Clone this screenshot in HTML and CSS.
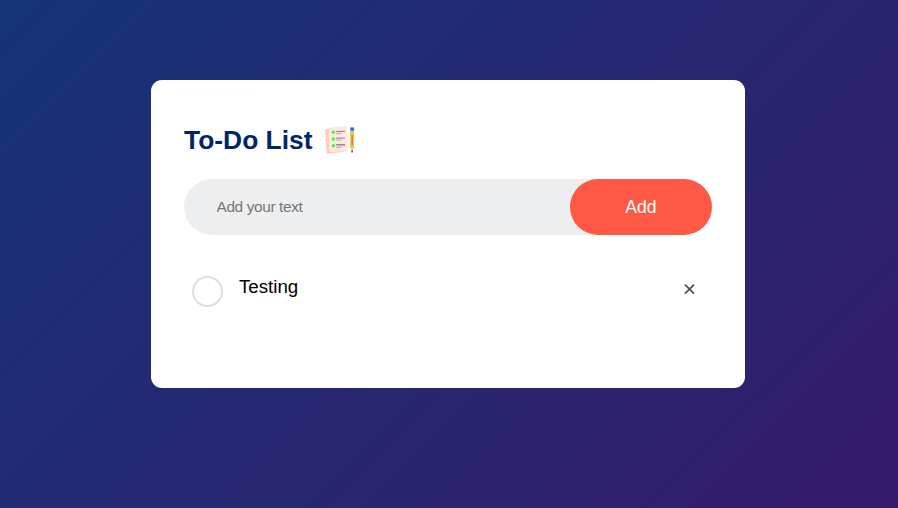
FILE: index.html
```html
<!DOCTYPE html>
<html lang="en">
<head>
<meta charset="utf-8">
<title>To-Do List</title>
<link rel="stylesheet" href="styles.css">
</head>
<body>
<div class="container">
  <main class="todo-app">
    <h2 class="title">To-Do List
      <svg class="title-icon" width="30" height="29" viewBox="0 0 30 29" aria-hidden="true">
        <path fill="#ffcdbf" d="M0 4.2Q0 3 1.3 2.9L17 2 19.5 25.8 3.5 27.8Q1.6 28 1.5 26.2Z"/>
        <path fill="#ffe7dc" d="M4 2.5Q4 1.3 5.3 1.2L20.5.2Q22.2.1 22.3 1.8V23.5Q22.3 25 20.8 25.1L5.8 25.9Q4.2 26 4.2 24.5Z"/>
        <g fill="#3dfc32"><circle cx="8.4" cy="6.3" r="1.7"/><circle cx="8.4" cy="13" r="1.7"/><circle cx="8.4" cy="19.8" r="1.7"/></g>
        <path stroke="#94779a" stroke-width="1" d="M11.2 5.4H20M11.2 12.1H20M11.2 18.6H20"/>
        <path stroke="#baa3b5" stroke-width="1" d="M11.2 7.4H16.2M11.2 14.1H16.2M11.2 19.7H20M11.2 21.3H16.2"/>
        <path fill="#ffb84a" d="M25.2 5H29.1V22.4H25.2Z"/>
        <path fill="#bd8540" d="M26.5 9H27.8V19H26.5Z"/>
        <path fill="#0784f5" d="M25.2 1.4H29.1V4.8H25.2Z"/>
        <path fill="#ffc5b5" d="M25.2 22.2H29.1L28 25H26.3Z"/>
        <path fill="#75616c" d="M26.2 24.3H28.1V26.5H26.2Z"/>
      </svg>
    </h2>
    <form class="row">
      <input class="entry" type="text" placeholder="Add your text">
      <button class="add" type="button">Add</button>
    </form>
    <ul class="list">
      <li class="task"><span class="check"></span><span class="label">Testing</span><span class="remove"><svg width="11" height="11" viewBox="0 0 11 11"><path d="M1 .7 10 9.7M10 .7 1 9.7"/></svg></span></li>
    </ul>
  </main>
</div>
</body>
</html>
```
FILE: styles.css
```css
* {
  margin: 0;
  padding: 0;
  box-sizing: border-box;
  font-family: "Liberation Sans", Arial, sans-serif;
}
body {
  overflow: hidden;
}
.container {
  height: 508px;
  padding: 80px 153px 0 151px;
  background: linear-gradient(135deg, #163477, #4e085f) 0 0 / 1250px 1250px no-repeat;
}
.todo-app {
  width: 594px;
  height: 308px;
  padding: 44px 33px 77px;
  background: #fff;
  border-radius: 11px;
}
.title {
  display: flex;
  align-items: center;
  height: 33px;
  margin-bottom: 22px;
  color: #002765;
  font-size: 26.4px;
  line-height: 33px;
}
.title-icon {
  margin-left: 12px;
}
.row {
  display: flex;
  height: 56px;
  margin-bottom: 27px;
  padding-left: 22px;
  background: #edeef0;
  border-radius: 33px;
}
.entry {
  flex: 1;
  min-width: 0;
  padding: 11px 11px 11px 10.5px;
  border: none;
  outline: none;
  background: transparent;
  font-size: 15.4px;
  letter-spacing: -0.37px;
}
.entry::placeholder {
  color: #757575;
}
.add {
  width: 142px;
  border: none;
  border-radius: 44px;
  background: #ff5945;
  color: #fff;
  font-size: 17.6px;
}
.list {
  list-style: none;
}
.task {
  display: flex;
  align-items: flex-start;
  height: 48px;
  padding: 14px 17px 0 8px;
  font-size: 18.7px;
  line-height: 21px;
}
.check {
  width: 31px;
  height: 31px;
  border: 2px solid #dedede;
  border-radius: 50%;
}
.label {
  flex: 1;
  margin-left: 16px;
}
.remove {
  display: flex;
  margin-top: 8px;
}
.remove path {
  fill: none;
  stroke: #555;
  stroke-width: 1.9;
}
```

###

_Exercise task:_ Quote the material word for word, dropping any images it holds.

_Solution to this problem:_
Clone this screenshot in HTML and CSS.
FILE: index.html
```html
<!DOCTYPE html>
<html lang="en">
<head>
<meta charset="utf-8">
<title>To-Do List</title>
<link rel="stylesheet" href="styles.css">
</head>
<body>
<div class="container">
  <main class="todo-app">
    <h2 class="title">To-Do List
      <svg class="title-icon" width="30" height="29" viewBox="0 0 30 29" aria-hidden="true">
        <path fill="#ffcdbf" d="M0 4.2Q0 3 1.3 2.9L17 2 19.5 25.8 3.5 27.8Q1.6 28 1.5 26.2Z"/>
        <path fill="#ffe7dc" d="M4 2.5Q4 1.3 5.3 1.2L20.5.2Q22.2.1 22.3 1.8V23.5Q22.3 25 20.8 25.1L5.8 25.9Q4.2 26 4.2 24.5Z"/>
        <g fill="#3dfc32"><circle cx="8.4" cy="6.3" r="1.7"/><circle cx="8.4" cy="13" r="1.7"/><circle cx="8.4" cy="19.8" r="1.7"/></g>
        <path stroke="#94779a" stroke-width="1" d="M11.2 5.4H20M11.2 12.1H20M11.2 18.6H20"/>
        <path stroke="#baa3b5" stroke-width="1" d="M11.2 7.4H16.2M11.2 14.1H16.2M11.2 19.7H20M11.2 21.3H16.2"/>
        <path fill="#ffb84a" d="M25.2 5H29.1V22.4H25.2Z"/>
        <path fill="#bd8540" d="M26.5 9H27.8V19H26.5Z"/>
        <path fill="#0784f5" d="M25.2 1.4H29.1V4.8H25.2Z"/>
        <path fill="#ffc5b5" d="M25.2 22.2H29.1L28 25H26.3Z"/>
        <path fill="#75616c" d="M26.2 24.3H28.1V26.5H26.2Z"/>
      </svg>
    </h2>
    <form class="row">
      <input class="entry" type="text" placeholder="Add your text">
      <button class="add" type="button">Add</button>
    </form>
    <ul class="list">
      <li class="task"><span class="check"></span><span class="label">Testing</span><span class="remove"><svg width="11" height="11" viewBox="0 0 11 11"><path d="M1 .7 10 9.7M10 .7 1 9.7"/></svg></span></li>
    </ul>
  </main>
</div>
</body>
</html>
```
FILE: styles.css
```css
* {
  margin: 0;
  padding: 0;
  box-sizing: border-box;
  font-family: "Liberation Sans", Arial, sans-serif;
}
body {
  overflow: hidden;
}
.container {
  height: 508px;
  padding: 80px 153px 0 151px;
  background: linear-gradient(135deg, #163477, #4e085f) 0 0 / 1250px 1250px no-repeat;
}
.todo-app {
  width: 594px;
  height: 308px;
  padding: 44px 33px 77px;
  background: #fff;
  border-radius: 11px;
}
.title {
  display: flex;
  align-items: center;
  height: 33px;
  margin-bottom: 22px;
  color: #002765;
  font-size: 26.4px;
  line-height: 33px;
}
.title-icon {
  margin-left: 12px;
}
.row {
  display: flex;
  height: 56px;
  margin-bottom: 27px;
  padding-left: 22px;
  background: #edeef0;
  border-radius: 33px;
}
.entry {
  flex: 1;
  min-width: 0;
  padding: 11px 11px 11px 10.5px;
  border: none;
  outline: none;
  background: transparent;
  font-size: 15.4px;
  letter-spacing: -0.37px;
}
.entry::placeholder {
  color: #757575;
}
.add {
  width: 142px;
  border: none;
  border-radius: 44px;
  background: #ff5945;
  color: #fff;
  font-size: 17.6px;
}
.list {
  list-style: none;
}
.task {
  display: flex;
  align-items: flex-start;
  height: 48px;
  padding: 14px 17px 0 8px;
  font-size: 18.7px;
  line-height: 21px;
}
.check {
  width: 31px;
  height: 31px;
  border: 2px solid #dedede;
  border-radius: 50%;
}
.label {
  flex: 1;
  margin-left: 16px;
}
.remove {
  display: flex;
  margin-top: 8px;
}
.remove path {
  fill: none;
  stroke: #555;
  stroke-width: 1.9;
}
```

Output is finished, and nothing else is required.